PROMPT: Using the listing below, give again exactly the lines from the line with "Recreate this image as a component that uses React and Tailwind" to the line with "const cell = 'border", inclusive, without the pictures.

AVAILABLE RECORDS:
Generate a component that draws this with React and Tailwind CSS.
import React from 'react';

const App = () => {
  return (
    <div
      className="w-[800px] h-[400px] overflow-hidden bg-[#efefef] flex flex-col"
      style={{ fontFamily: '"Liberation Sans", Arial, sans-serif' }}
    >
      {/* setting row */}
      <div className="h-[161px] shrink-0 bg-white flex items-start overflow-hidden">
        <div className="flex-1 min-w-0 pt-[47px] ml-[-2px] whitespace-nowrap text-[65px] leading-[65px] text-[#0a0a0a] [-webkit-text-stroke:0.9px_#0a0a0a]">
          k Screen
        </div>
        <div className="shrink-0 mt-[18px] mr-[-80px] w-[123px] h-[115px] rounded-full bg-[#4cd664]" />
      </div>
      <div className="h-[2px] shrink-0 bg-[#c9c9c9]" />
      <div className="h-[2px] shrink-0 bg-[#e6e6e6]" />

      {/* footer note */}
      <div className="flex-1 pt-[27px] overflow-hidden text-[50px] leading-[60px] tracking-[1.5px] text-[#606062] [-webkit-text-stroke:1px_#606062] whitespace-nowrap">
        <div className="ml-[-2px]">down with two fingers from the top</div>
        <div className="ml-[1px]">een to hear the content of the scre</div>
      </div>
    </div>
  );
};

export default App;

* * *

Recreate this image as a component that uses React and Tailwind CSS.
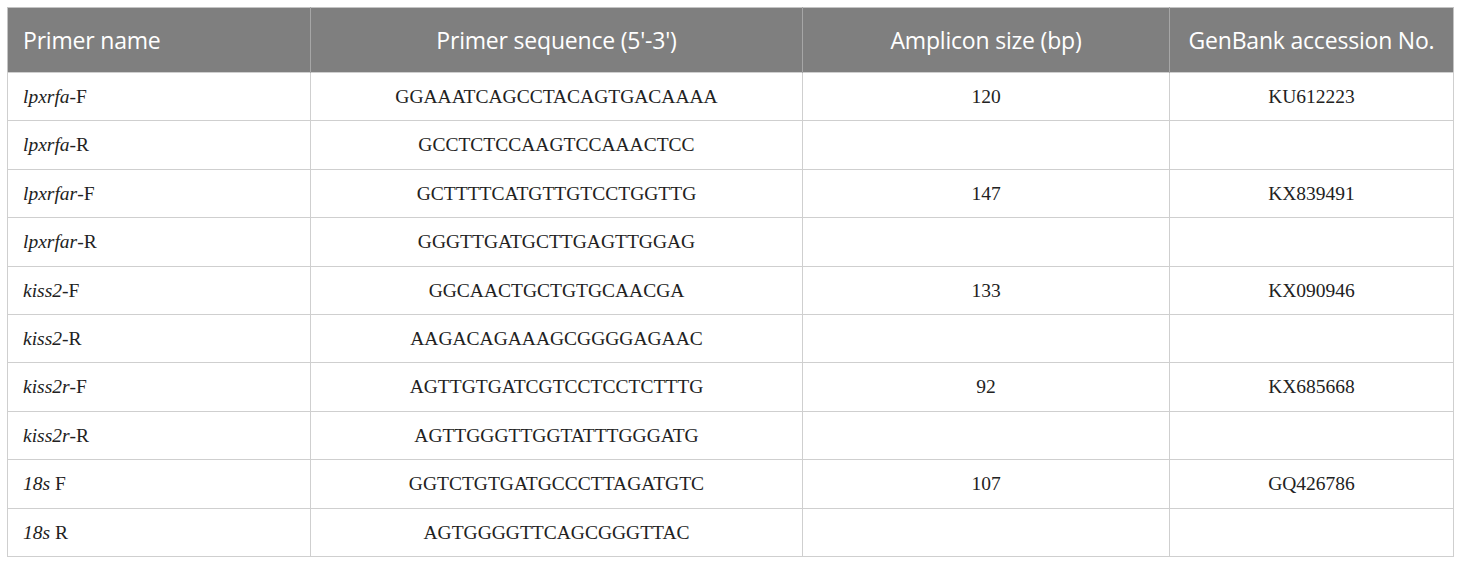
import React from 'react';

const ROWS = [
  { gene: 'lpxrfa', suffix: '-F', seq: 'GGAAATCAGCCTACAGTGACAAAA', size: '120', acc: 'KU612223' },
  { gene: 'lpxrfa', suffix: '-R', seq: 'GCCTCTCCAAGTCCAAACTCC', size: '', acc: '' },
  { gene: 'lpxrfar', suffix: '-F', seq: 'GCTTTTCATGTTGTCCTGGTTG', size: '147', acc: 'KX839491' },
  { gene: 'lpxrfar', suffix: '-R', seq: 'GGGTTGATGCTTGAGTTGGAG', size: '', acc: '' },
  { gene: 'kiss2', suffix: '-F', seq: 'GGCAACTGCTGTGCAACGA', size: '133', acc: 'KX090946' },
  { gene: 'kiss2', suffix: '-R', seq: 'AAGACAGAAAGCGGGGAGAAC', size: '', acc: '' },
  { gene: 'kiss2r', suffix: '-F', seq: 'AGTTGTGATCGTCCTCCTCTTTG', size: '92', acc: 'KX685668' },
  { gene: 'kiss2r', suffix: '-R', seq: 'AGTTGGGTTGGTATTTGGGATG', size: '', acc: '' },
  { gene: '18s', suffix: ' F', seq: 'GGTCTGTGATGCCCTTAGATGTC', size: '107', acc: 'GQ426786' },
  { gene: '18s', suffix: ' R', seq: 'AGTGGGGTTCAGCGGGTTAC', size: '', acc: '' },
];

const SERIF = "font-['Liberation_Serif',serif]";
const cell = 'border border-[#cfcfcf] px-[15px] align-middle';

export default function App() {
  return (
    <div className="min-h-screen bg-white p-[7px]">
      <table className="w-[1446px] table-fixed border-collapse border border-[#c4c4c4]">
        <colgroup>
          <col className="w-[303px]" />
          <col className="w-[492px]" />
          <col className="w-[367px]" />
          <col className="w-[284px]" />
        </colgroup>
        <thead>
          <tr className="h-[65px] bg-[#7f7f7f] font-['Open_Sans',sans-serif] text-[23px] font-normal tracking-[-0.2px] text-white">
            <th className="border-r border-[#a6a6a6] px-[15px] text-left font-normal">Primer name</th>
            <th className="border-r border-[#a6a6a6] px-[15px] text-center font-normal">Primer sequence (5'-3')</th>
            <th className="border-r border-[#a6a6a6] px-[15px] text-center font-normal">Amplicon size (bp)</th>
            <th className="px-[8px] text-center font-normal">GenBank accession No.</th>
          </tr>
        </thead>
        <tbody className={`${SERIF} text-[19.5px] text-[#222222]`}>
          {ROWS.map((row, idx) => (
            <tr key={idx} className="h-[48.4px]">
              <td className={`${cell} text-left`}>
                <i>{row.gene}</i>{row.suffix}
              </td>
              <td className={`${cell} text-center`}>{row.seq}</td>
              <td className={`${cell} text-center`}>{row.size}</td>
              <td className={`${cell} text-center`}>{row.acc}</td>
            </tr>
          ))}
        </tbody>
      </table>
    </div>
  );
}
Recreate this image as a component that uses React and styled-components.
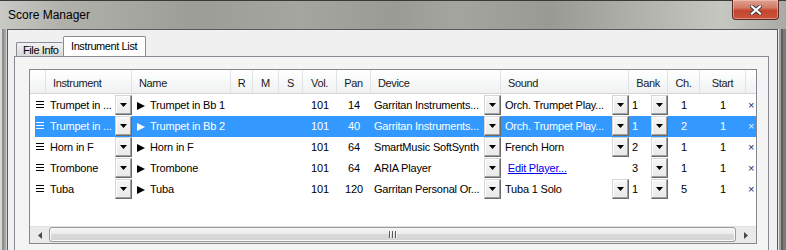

TASK ANSWER:
Recreate this image as a component that uses React and Tailwind CSS.
import React from 'react';

const ROWS = [
  { gene: 'lpxrfa', suffix: '-F', seq: 'GGAAATCAGCCTACAGTGACAAAA', size: '120', acc: 'KU612223' },
  { gene: 'lpxrfa', suffix: '-R', seq: 'GCCTCTCCAAGTCCAAACTCC', size: '', acc: '' },
  { gene: 'lpxrfar', suffix: '-F', seq: 'GCTTTTCATGTTGTCCTGGTTG', size: '147', acc: 'KX839491' },
  { gene: 'lpxrfar', suffix: '-R', seq: 'GGGTTGATGCTTGAGTTGGAG', size: '', acc: '' },
  { gene: 'kiss2', suffix: '-F', seq: 'GGCAACTGCTGTGCAACGA', size: '133', acc: 'KX090946' },
  { gene: 'kiss2', suffix: '-R', seq: 'AAGACAGAAAGCGGGGAGAAC', size: '', acc: '' },
  { gene: 'kiss2r', suffix: '-F', seq: 'AGTTGTGATCGTCCTCCTCTTTG', size: '92', acc: 'KX685668' },
  { gene: 'kiss2r', suffix: '-R', seq: 'AGTTGGGTTGGTATTTGGGATG', size: '', acc: '' },
  { gene: '18s', suffix: ' F', seq: 'GGTCTGTGATGCCCTTAGATGTC', size: '107', acc: 'GQ426786' },
  { gene: '18s', suffix: ' R', seq: 'AGTGGGGTTCAGCGGGTTAC', size: '', acc: '' },
];

const SERIF = "font-['Liberation_Serif',serif]";
const cell = 'border border-[#cfcfcf] px-[15px] align-middle';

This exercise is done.